By Jonah Goldberg
Friday, November 10, 2017
I don’t know who first said it (the Internet offers many
possibilities), but it’s an iron law of politics, not just democracy. You gain
power by adding forces to your coalition, and you lose power by subtracting
forces from your coalition.
That’s the lesson of the recent election results in
Virginia and elsewhere across the country. But again, that’s the lesson of
pretty much every election, because of that whole iron-law thing. It’s not
complicated.
For years now, the GOP has been losing support among its
natural primary constituency — middle- and upper-middle-class suburban voters —
while it has been gaining support from lower-income and working-class whites.
Donald Trump cobbled together a coalition of the two, in specific swing states,
to win the Electoral College while still losing the popular vote.
Trump pollster Tony Fabrizio noted just after the
election that his client won by carrying five crucial counties, four in Florida
and one in Michigan.
Contrary to a lot of spin from Trump and his boosters,
who claim that “Trumpism” is a new ideological force transforming the country,
the president owes the bulk of his victory to the simple fact that he was not
Hillary Clinton — a figure who singularly unified the Republican Party.
“America First,” “build the wall,” and all the issues most frequently
associated with Trump’s victory may have attracted some new white working-class
voters to the party, but they divided (and still divide) the traditional
Republican coalition.
Take Clinton off the ballot, and support for “Trumpism” —
and for Trump himself — drops among traditional Republicans and plummets among
independents, moderates, and, of course, Democrats.
Trump has been shedding supporters pretty much from the
day he took office. A little more than a year after his election, he has
unprecedentedly low approval ratings for any president, even within his own
party.
Fired Trump adviser Steve Bannon, the most overrated
figure in American politics, championed Republican Virginia gubernatorial
candidate Ed Gillespie as proof that the “Trump agenda” is bigger than just
Trump. Gillespie had “closed an enthusiasm gap by rallying around the Trump
agenda,” Bannon told the New York Times
just days before the election. “In Gillespie’s case, Trumpism without Trump can
show the way forward.”
Gillespie lost by nine points. Suddenly the Bannonites
were denouncing Gillespie as an inauthentic swamp creature who failed to embrace
Trump sufficiently.
His opponent, Ralph Northam, won because suburban white
voters abandoned Gillespie, either because they were turned off by his Trumpish
rhetoric or simply because they wanted to protest Trump.
Trump boosters have a legitimate point that Virginia —
the only southern state Clinton carried last year — wasn’t Trump country.
Northam lost among non-college-educated whites by a staggering margin: 72
percent to 26 percent. But he more than made up for it among suburban
college-educated whites, particularly women. Northam outperformed Clinton by 5
points among college graduates. He finished 6 points better with white
college-educated men, and 10 points better with white college-educated women.

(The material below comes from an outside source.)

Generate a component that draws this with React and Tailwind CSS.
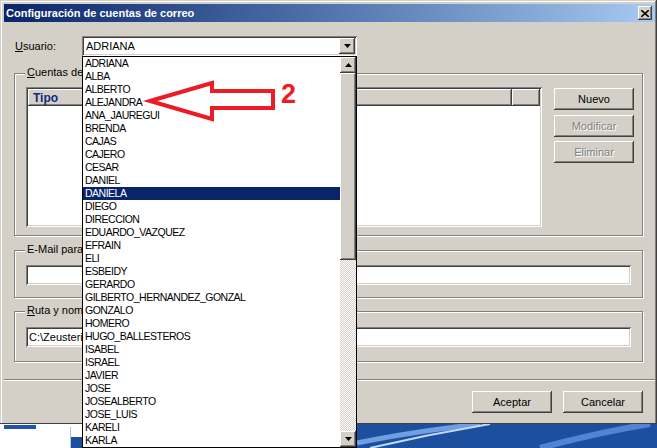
import React from 'react';

const users = [
  'ADRIANA', 'ALBA', 'ALBERTO', 'ALEJANDRA', 'ANA_JAUREGUI', 'BRENDA', 'CAJAS', 'CAJERO',
  'CESAR', 'DANIEL', 'DANIELA', 'DIEGO', 'DIRECCION', 'EDUARDO_VAZQUEZ', 'EFRAIN', 'ELI',
  'ESBEIDY', 'GERARDO', 'GILBERTO_HERNANDEZ_GONZAL', 'GONZALO', 'HOMERO', 'HUGO_BALLESTEROS',
  'ISABEL', 'ISRAEL', 'JAVIER', 'JOSE', 'JOSEALBERTO', 'JOSE_LUIS', 'KARELI', 'KARLA',
];

const raised =
  'shadow-[inset_-1px_-1px_#404040,inset_1px_1px_#ffffff,inset_-2px_-2px_#808080,inset_2px_2px_#d4d0c8]';
const sunken =
  'shadow-[inset_1px_1px_#808080,inset_-1px_-1px_#ffffff,inset_2px_2px_#404040,inset_-2px_-2px_#d4d0c8]';
const etched = 'border border-[#808080] shadow-[inset_1px_1px_#ffffff,1px_1px_#ffffff]';

// small black triangle used by combo & scroll buttons
const Tri = ({ up }) => (
  <svg width="7" height="4" viewBox="0 0 7 4">
    <path d={up ? 'M3.5 0 L7 4 L0 4 Z' : 'M0 0 L7 0 L3.5 4 Z'} fill="#000" />
  </svg>
);

const Button = ({ children, disabled, className = '' }) => (
  <div
    className={`flex items-center justify-center bg-[#d4d0c8] w-[80px] h-[22px] ${raised} ${
      disabled ? 'text-[#808080] [text-shadow:1px_1px_0_#ffffff]' : 'text-black'
    } ${className}`}
  >
    {children}
  </div>
);

// label sits on the group border; the open list hides the rest of it
const GroupLabel = ({ children }) => (
  <span className="absolute -top-[8px] left-[10px] pl-[2px] bg-[#d4d0c8] leading-[13px] text-black whitespace-nowrap">
    {children}
  </span>
);

const App = () => {
  return (
    <div className="relative w-[657px] h-[448px] bg-white overflow-hidden font-['Liberation_Sans',Arial,sans-serif] text-[11px]">
      {/* Dialog window */}
      <div className="h-[424px] bg-[#d4d0c8] pt-[4px] pl-[4px] pr-[2px] flex flex-col shadow-[inset_-1px_-1px_#404040,inset_1px_1px_#d4d0c8,inset_-2px_0_#808080,inset_2px_2px_#ffffff]">
        {/* Title bar */}
        <div className="h-[18px] flex items-center justify-between pl-[2px] pr-[3px] bg-gradient-to-r from-[#0a246a] to-[#a6caf0]">
          <span className="text-white font-bold text-[11px] leading-none">Configuración de cuentas de correo</span>
          <div className={`w-[14px] h-[14px] bg-[#d4d0c8] flex items-center justify-center ${raised}`}>
            <svg width="8" height="7" viewBox="0 0 8 7">
              <path d="M0 0 L8 7 M8 0 L0 7" stroke="#000" strokeWidth="1.6" />
            </svg>
          </div>
        </div>

        {/* Body */}
        <div className="flex flex-col pl-[10px] pr-[12px]">
          {/* Usuario */}
          <div className="mt-[14px] flex items-center h-[20px]">
            <span className="w-[68px] pl-[1px]">
              <span className="underline">U</span>suario:
            </span>
            <div className={`w-[275px] h-[20px] bg-white flex items-center justify-between pl-[4px] pr-[2px] ${sunken}`}>
              <span>ADRIANA</span>
              <div className={`w-[16px] h-[16px] bg-[#d4d0c8] flex items-center justify-center ${raised}`}>
                <Tri />
              </div>
            </div>
          </div>

          {/* Cuentas de correo */}
          <div className={`relative mt-[17px] h-[163px] ${etched} flex pl-[11px] pt-[13px]`}>
            <GroupLabel>
              <span className="underline">C</span>uentas de
            </GroupLabel>
            <div className={`w-[516px] h-[140px] bg-white p-[2px] ${sunken}`}>
              <div className="flex h-[17px]">
                <div className={`w-[484px] bg-[#d4d0c8] pl-[5px] flex items-center font-bold text-[#0f2a80] text-[12px] ${raised}`}>
                  Tipo
                </div>
                <div className={`w-[28px] bg-[#d4d0c8] ${raised}`} />
              </div>
            </div>
            <div className="ml-[12px] mt-[1px] flex flex-col">
              <Button className="mb-[5px]">Nuevo</Button>
              <Button disabled className="mb-[4px]">Modificar</Button>
              <Button disabled>Eliminar</Button>
            </div>
          </div>

          {/* E-Mail */}
          <div className={`relative mt-[14px] h-[48px] ${etched} pl-[11px] pt-[14px]`}>
            <GroupLabel>E-Mail para</GroupLabel>
            <div className={`w-[605px] h-[20px] bg-white ${sunken}`} />
          </div>

          {/* Ruta */}
          <div className={`relative mt-[13px] h-[51px] ${etched} pl-[11px] pt-[15px]`}>
            <GroupLabel>
              <span className="underline">R</span>uta y nom
            </GroupLabel>
            <div className={`w-[605px] h-[20px] bg-white flex items-center pl-[3px] ${sunken}`}>
              C:\Zeusteri
            </div>
          </div>

          {/* separator */}
          <div className="mt-[17px] -ml-[10px] -mr-[12px] h-[2px] border-t border-[#808080] border-b border-b-white" />

          <div className="mt-[10px] flex justify-end gap-[11px]">
            <Button>Aceptar</Button>
            <Button>Cancelar</Button>
          </div>
        </div>
      </div>

      {/* Desktop below the dialog */}
      <div className="flex h-[24px]">
        <div className="w-[70px] pt-[1px] pl-[4px]">
          <div className="w-[32px] h-[4px] bg-[#1f55a8]" />
        </div>
        <svg width="587" height="24" viewBox="0 0 587 24">
          <rect x="1" y="0" width="586" height="24" fill="#1d4f9f" />
          <rect x="1" y="0" width="11" height="13" fill="#ffffff" />
          <line x1="0.5" y1="3" x2="0.5" y2="24" stroke="#a9c8f0" />
          <path d="M287 19 Q340 8 410 0" stroke="#6f9fe0" strokeWidth="5" fill="none" />
          <path d="M300 24 Q360 10 420 0" stroke="#c4d9f5" strokeWidth="2" fill="none" />
          <path d="M470 24 Q530 8 580 0" stroke="#4f86d4" strokeWidth="6" fill="none" />
        </svg>
      </div>

      {/* Open dropdown list */}
      <div className="absolute left-[82px] top-[56px] w-[275px] h-[392px] border border-black bg-white flex">
        <div className="flex-1 flex flex-col">
          {users.map((u) => (
            <div
              key={u}
              className={`h-[13px] leading-[13px] pl-[2px] text-[10.5px] tracking-[-0.5px] whitespace-nowrap ${
                u === 'DANIELA' ? 'bg-[#0a246a] text-white' : 'text-black'
              }`}
            >
              {u}
            </div>
          ))}
        </div>
        <div className="w-[16px] flex flex-col">
          <div className={`h-[16px] bg-[#d4d0c8] flex items-center justify-center ${raised}`}>
            <Tri up />
          </div>
          <div className={`h-[187px] bg-[#d4d0c8] ${raised}`} />
          <div className="flex-1 bg-[repeating-conic-gradient(#d4d0c8_0_25%,#ffffff_0_50%)] bg-[length:2px_2px]" />
          <div className={`h-[16px] bg-[#d4d0c8] flex items-center justify-center ${raised}`}>
            <Tri />
          </div>
        </div>
      </div>

      {/* Annotation arrow */}
      <svg className="absolute left-0 top-0 pointer-events-none" width="657" height="448">
        <path
          d="M150 101 L212 83 L212 91 L273 91 L273 108 L212 108 L212 119 Z"
          stroke="#ed1c24"
          strokeWidth="4"
          fill="none"
          strokeLinejoin="miter"
        />
      </svg>
      <span className="absolute left-[281px] top-[81px] text-[27px] leading-none font-bold text-[#ed1c24]">2</span>
    </div>
  );
};

export default App;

Bannon seems to believe that Republicans can afford to
subtract educated suburbanites by boosting turnout from rural and working-class
non-college-educated voters.
In a state like Alabama, that may be possible, given the
demographics there. That’s why Bannon supported Roy Moore over Luther Strange,
a more conventional and electable Republican incumbent, in the recent Senate
primary. As of this writing, Bannon’s preferred candidate is mired in a
scandal, as he’s been accused of sexually preying on underage girls several
decades ago.
Regardless, nationwide, this theory was always absurd.
Majorities are determined at the margins, by candidates who can win in “purple”
districts and states, by adding moderates, independents, and registered voters
of the opposing party. A Republican coalition that chases away significant
numbers of white voters while unifying traditional Democratic voters in
opposition is destined for minority status.
It’s unclear whether Bannon understands this and just
doesn’t care, or whether he’s cluelessly working on the assumption that the GOP
can afford to lose more voters than it gains. Either way, the Virginia election
looks like the first of many defeats in elections to come, as the GOP seeks to
sell off chunks of its coalition like assets in yet another Trump bankruptcy.